List Health Checks⚓︎
View all registered health checks:
curl -s "https://resource-health.${INGRESS_HOST}/api/healthchecks/v1/checks/" \
-H "Authorization: Bearer ${ACCESS_TOKEN}" \
| jq '.data[] | {id: .id, name: .attributes.metadata.name, schedule: .attributes.schedule}'
The health check is implemented as a Kubernetes CronJob:
The CronJob name matches the UUID of the health check.
Trigger a Health Check Manually⚓︎
Rather than waiting for the scheduled time, you can trigger a health check immediately:
# Get the check ID
CHECK_ID=$(curl -s "https://resource-health.${INGRESS_HOST}/api/healthchecks/v1/checks/" \
-H "Authorization: Bearer ${ACCESS_TOKEN}" \
| jq -r '.data[0].id')
echo "Check ID: $CHECK_ID"
# Create a manual job from the CronJob
kubectl create job --from=cronjob/${CHECK_ID} manual-google-check -n resource-health
# Wait for completion
kubectl wait --for=condition=complete job/manual-google-check -n resource-health --timeout=120s
# View results
kubectl logs job/manual-google-check -n resource-health --all-containers 2>/dev/null | tail -15
You should see pytest output showing the test passed.

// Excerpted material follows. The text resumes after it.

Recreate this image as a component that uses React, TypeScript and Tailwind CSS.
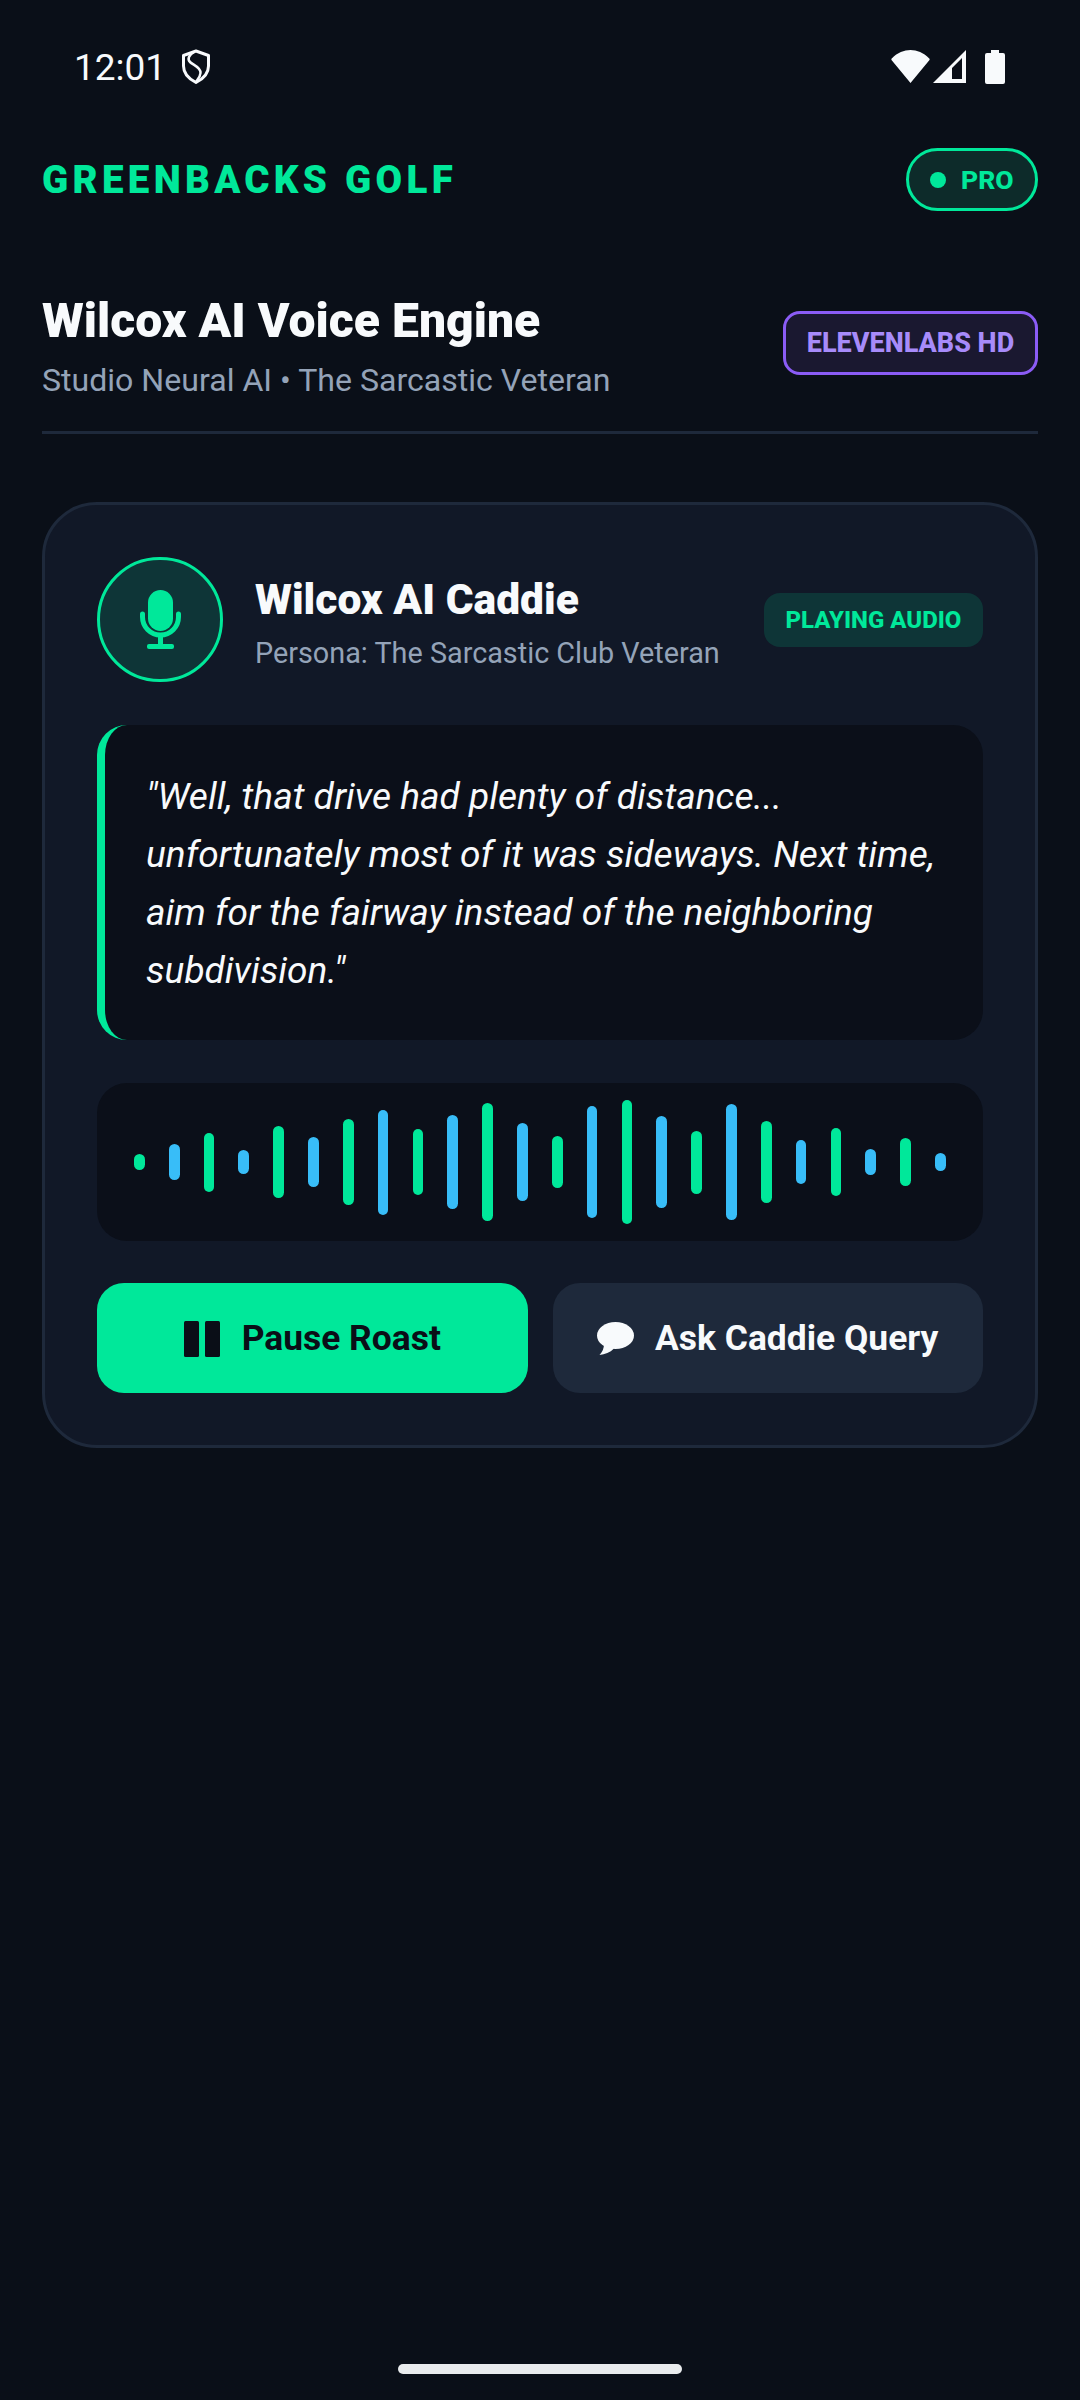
const waveBars = [16, 36, 59, 24, 72, 50, 86, 105, 66, 94, 118, 78, 52, 112, 124, 92, 63, 116, 82, 44, 68, 26, 48, 18];

function ShieldIcon() {
  return (
    <svg width="30" height="36" viewBox="0 0 30 36" fill="none" stroke="#f8fafc" strokeWidth="3" strokeLinejoin="round">
      <path d="M15 2 L27.5 6.5 V17 C27.5 24.5 22 30 15 33.5 C8 30 2.5 24.5 2.5 17 V6.5 Z" />
      <path d="M13 3 C8 6 6 10 9 13 C12 16 20 18 19.5 24 C19.3 28 16 31 15 33" strokeWidth="2.5" />
    </svg>
  );
}

function StatusIcons() {
  return (
    <div className="flex items-start">
      <svg width="39" height="33" viewBox="0 0 39 33" fill="#f8fafc">
        <path d="M19.5 33 L0.5 10 Q0 9 1 8.2 C12 -2.7 27 -2.7 38 8.2 Q39 9 38.5 10 Z" />
      </svg>
      <svg className="ml-[3px]" width="33" height="33" viewBox="0 0 33 33" fill="#f8fafc" fillRule="evenodd">
        <path d="M33 0 V33 H0 Z M29 8 L19 18 V29 H29 Z" />
      </svg>
      <svg className="ml-[19px]" width="20" height="34" viewBox="0 0 20 34" fill="#f8fafc">
        <path d="M6 0 H14 V3 H18 Q20 3 20 5 V32 Q20 34 18 34 H2 Q0 34 0 32 V5 Q0 3 2 3 H6 Z" />
      </svg>
    </div>
  );
}

function MicIcon() {
  return (
    <svg width="41" height="59" viewBox="0 0 41 59" fill="none">
      <rect x="8" y="0" width="25" height="41" rx="12.5" fill="#00e89a" />
      <path d="M2.5 24 V27 A18 18 0 0 0 38.5 27 V24" stroke="#00e89a" strokeWidth="5" strokeLinecap="round" />
      <path d="M20.5 46 V56" stroke="#00e89a" strokeWidth="5" />
      <rect x="7" y="54" width="27" height="5" rx="2" fill="#00e89a" />
    </svg>
  );
}

function PauseIcon() {
  return (
    <svg width="36" height="36" viewBox="0 0 36 36" fill="#0a0e17">
      <rect x="0" y="0" width="15" height="36" rx="1.5" />
      <rect x="21" y="0" width="15" height="36" rx="1.5" />
    </svg>
  );
}

function BubbleIcon() {
  return (
    <svg width="37" height="33" viewBox="0 0 37 33" fill="#f8fafc">
      <ellipse cx="18.5" cy="13.5" rx="18.5" ry="13.5" />
      <path d="M7 22 C7 26 5.5 30 2.5 33 C8 32.5 13 30.5 17 26.5 Z" />
    </svg>
  );
}

export default function App() {
  return (
    <div className="relative min-h-[2400px] bg-[#0a0f18] text-[#f8fafc] [font-family:Roboto,sans-serif]">
      {/* Status bar */}
      <div className="flex h-[134px] items-center justify-between pl-[74px] pr-[75px]">
        <div className="flex items-center gap-[15px]">
          <span className="text-[37px] leading-none">12:01</span>
          <ShieldIcon />
        </div>
        <StatusIcons />
      </div>

      <div className="px-[42px] pt-[14px]">
        {/* Brand row */}
        <div className="flex items-center justify-between">
          <div className="pt-[2px] text-[38.5px] font-black leading-none tracking-[4.3px] text-[#00e89a]">GREENBACKS GOLF</div>
          <div className="flex h-[63px] w-[132px] items-center gap-[15px] rounded-full border-[3px] border-[#00e89a] bg-[#0d2b2a] pl-[21px]">
            <span className="h-[16px] w-[16px] rounded-full bg-[#00e89a]" />
            <span className="text-[26.5px] font-extrabold text-[#00e89a]">PRO</span>
          </div>
        </div>

        {/* Heading */}
        <div className="mt-[82px] flex items-center justify-between border-b-[3px] border-[#1e293b] pb-[31.5px]">
          <div>
            <h1 className="text-[48.1px] font-black leading-[55px]">Wilcox AI Voice Engine</h1>
            <p className="mt-[11.5px] text-[32.1px] leading-[40px] text-[#94a3b8]">Studio Neural AI • The Sarcastic Veteran</p>
          </div>
          <div className="mb-[7px] flex h-[64px] w-[255px] items-center justify-center rounded-[17px] border-[3px] border-[#8b5cf6] bg-[#1a1830] text-[27px] font-extrabold text-[#a78bfa]">
            ELEVENLABS HD
          </div>
        </div>

        {/* Voice card */}
        <div className="mt-[68px] rounded-[55px] border-[3px] border-[#1e293b] bg-[#111827] px-[52px] pb-[52px] pt-[52px]">
          <div className="flex items-center">
            <div className="flex h-[125px] w-[126px] shrink-0 items-center justify-center rounded-full border-[3px] border-[#00e89a] bg-[#0e3537]">
              <MicIcon />
            </div>
            <div className="ml-[32px] min-w-0 flex-1 pt-[8px]">
              <div className="text-[42.5px] font-black leading-[48px]">Wilcox AI Caddie</div>
              <div className="mt-[11px] text-[28.8px] leading-[36px] text-[#94a3b8]">Persona: The Sarcastic Club Veteran</div>
            </div>
            <div className="flex h-[54px] w-[219px] shrink-0 items-center justify-center rounded-[16px] bg-[#0e3537] pt-[1px] text-[24px] font-extrabold text-[#00e89a]">
              PLAYING AUDIO
            </div>
          </div>

          {/* Quote */}
          <div className="mt-[43px] rounded-[30px] border-l-[8px] border-[#00e89a] bg-[#0b0f19] pb-[40px] pl-[41px] pr-[30px] pt-[43px] text-[37.1px] italic leading-[58px]">
            "Well, that drive had plenty of distance... unfortunately most of it was sideways. Next time, aim for the fairway instead of the neighboring subdivision."
          </div>

          {/* Waveform */}
          <div className="mt-[43px] flex h-[158px] items-center justify-between rounded-[30px] bg-[#0b0f19] px-[37px]">
            {waveBars.map((h, i) => (
              <div
                key={i}
                className={i % 2 === 0 ? "w-[10.7px] rounded-full bg-[#00e89a]" : "w-[10.7px] rounded-full bg-[#38bdf8]"}
                style={{ height: h }}
              />
            ))}
          </div>

          {/* Actions */}
          <div className="mt-[42px] grid grid-cols-2 gap-[25px]">
            <button className="flex h-[110px] items-center justify-center gap-[22px] rounded-[27px] bg-[#00e89a] pt-[1px] text-[35.4px] font-bold text-[#0a0e17]">
              <PauseIcon />
              Pause Roast
            </button>
            <button className="flex h-[110px] items-center justify-center gap-[21px] rounded-[27px] bg-[#1e293b] pt-[1px] text-[35.4px] font-bold text-[#f8fafc]">
              <BubbleIcon />
              Ask Caddie Query
            </button>
          </div>
        </div>
      </div>

      {/* Gesture pill */}
      <div className="absolute bottom-[26px] left-[398px] h-[10px] w-[284px] rounded-full bg-[#e9ebed]" />
    </div>
  );
}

View Health Check Results⚓︎
Via Telemetry API:
curl -s "https://resource-health.${INGRESS_HOST}/api/telemetry/v1/spans/" \
-H "Authorization: Bearer ${ACCESS_TOKEN}" | jq
If no data appears yet, wait a moment for the checks to complete and telemetry to be collected.
Via Web Dashboard:
Visit https://resource-health.${INGRESS_HOST} to see all health checks and their results in a visual interface.
Delete a Health Check⚓︎
# Get the check ID
CHECK_ID=$(curl -s "https://resource-health.${INGRESS_HOST}/api/healthchecks/v1/checks/" \
-H "Authorization: Bearer ${ACCESS_TOKEN}" \
| jq -r '.data[] | select(.attributes.metadata.name=="google-ping-check") | .id')

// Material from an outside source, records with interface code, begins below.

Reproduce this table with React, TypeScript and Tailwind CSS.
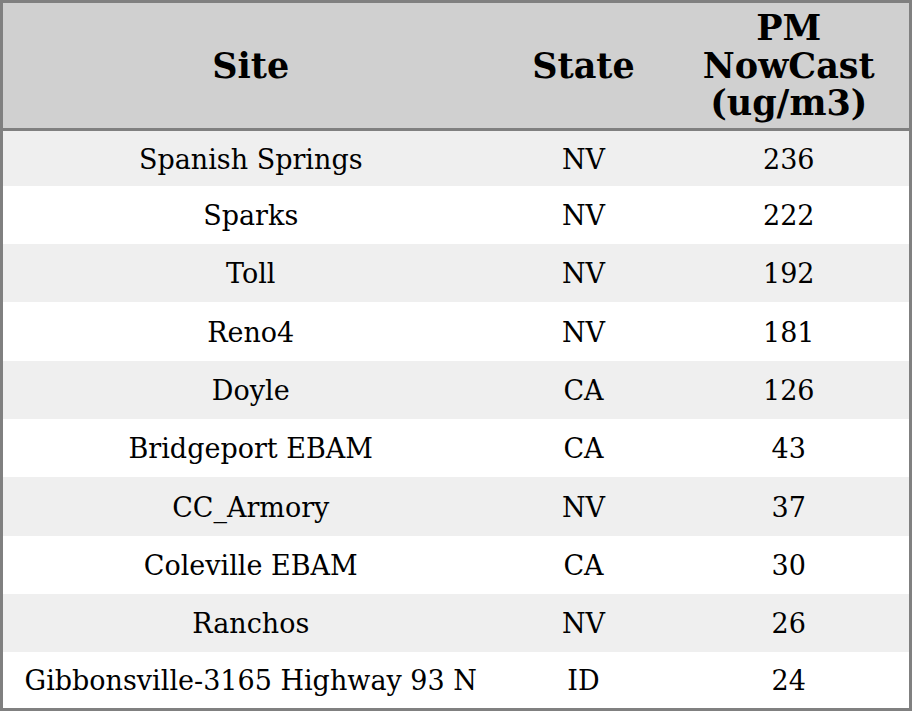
const rows = [
  { site: 'Spanish Springs', state: 'NV', pm: 236 },
  { site: 'Sparks', state: 'NV', pm: 222 },
  { site: 'Toll', state: 'NV', pm: 192 },
  { site: 'Reno4', state: 'NV', pm: 181 },
  { site: 'Doyle', state: 'CA', pm: 126 },
  { site: 'Bridgeport EBAM', state: 'CA', pm: 43 },
  { site: 'CC_Armory', state: 'NV', pm: 37 },
  { site: 'Coleville EBAM', state: 'CA', pm: 30 },
  { site: 'Ranchos', state: 'NV', pm: 26 },
  { site: 'Gibbonsville-3165 Highway 93 N', state: 'ID', pm: 24 },
]

const App = () => {
  return (
    <div className="w-[912px] h-[711px] bg-white font-['DejaVu_Serif',serif] text-black">
      <table className="w-full h-full border-collapse border-[3px] border-[#808080] table-fixed">
        <colgroup>
          <col className="w-[497px]" />
          <col className="w-[170px]" />
          <col />
        </colgroup>
        <thead>
          <tr className="h-[128px] bg-[#d0d0d0] border-b-[3px] border-[#808080]">
            <th className="text-[35px] leading-[37.5px] font-bold text-center">Site</th>
            <th className="text-[35px] leading-[37.5px] font-bold text-center">State</th>
            <th className="text-[35px] leading-[37.5px] font-bold text-center">
              PM
              <br />
              NowCast
              <br />
              (ug/m3)
            </th>
          </tr>
        </thead>
        <tbody>
          {rows.map((r, i) => (
            <tr
              key={r.site}
              className={`${i % 2 === 0 ? 'bg-[#efefef]' : 'bg-white'} ${
                i === 0 ? 'h-[56px]' : i === rows.length - 1 ? 'h-[57px]' : 'h-[58px]'
              }`}
            >
              <td className="pt-[3px] text-[27px] text-center whitespace-nowrap">{r.site}</td>
              <td className="pt-[3px] text-[27px] text-center">{r.state}</td>
              <td className="pt-[3px] text-[27px] text-center">{r.pm}</td>
            </tr>
          ))}
        </tbody>
      </table>
    </div>
  )
}

export default App
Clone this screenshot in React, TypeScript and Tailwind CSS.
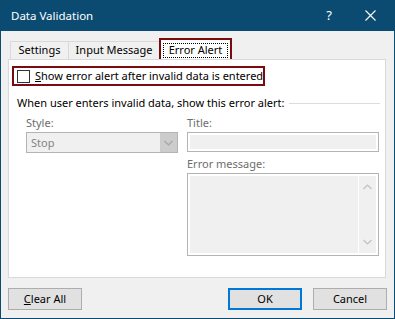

echo "Deleting check: $CHECK_ID"
# Delete the check
curl -X DELETE "https://resource-health.${INGRESS_HOST}/api/healthchecks/v1/checks/${CHECK_ID}" \
-H "Authorization: Bearer ${ACCESS_TOKEN}"
# Verify deletion
curl -s "https://resource-health.${INGRESS_HOST}/api/healthchecks/v1/checks/" \
-H "Authorization: Bearer ${ACCESS_TOKEN}" \
| jq '.data[].attributes.metadata.name'
The corresponding CronJob should also be deleted:
Defining Health Checks via Helm⚓︎
Health checks can also be pre-configured in the Helm values. Add templates under resource-health.healthchecks.templates:
resource-health:
healthchecks:
use_template_configmap: True
templates:
my_custom_template.py: |
import check_backends.k8s_backend.template_utils as tu
CUSTOM_SCRIPT = """
import requests
from os import environ
def test_custom_check():
response = requests.get(environ["TARGET_URL"])
assert response.status_code == 200
assert "expected_content" in response.text
"""
class CustomCheckArguments(tu.BaseModel):
model_config = tu.ConfigDict(extra="forbid")
target_url: str = tu.Field(json_schema_extra={"format": "textarea"})
CustomCheck = tu.simple_runner_template(
template_id="custom_check",
argument_type=CustomCheckArguments,
label="Custom Check Template",
description="A custom health check template",
script_url=tu.src_to_data_url(CUSTOM_SCRIPT),
runner_env=lambda template_args, userinfo: {
"TARGET_URL": template_args.target_url,
},
user_id=lambda template_args, userinfo: userinfo["username"],
otlp_tls_secret="resource-health-healthchecks-certificate",
)
Apply the updated configuration:
helm upgrade resource-health reference-repo/resource-health-reference-deployment \
-f generated-values.yaml \
-n resource-health
Creating Health Checks via Web UI⚓︎
- Visit the Resource Health Web dashboard at
https://resource-health.${INGRESS_HOST} - Click on Create new check
- Select a template (e.g., “Simple ping template”)
- Fill in the required fields:
- Name: A descriptive name for your check
- Description: What this check monitors
- Schedule: A cron expression (e.g.,
*/5 * * * *for every 5 minutes) - Template Arguments: Endpoint URL, expected status code, etc. - Click Create to register the health check
The check will immediately appear in the dashboard and begin running according to its schedule.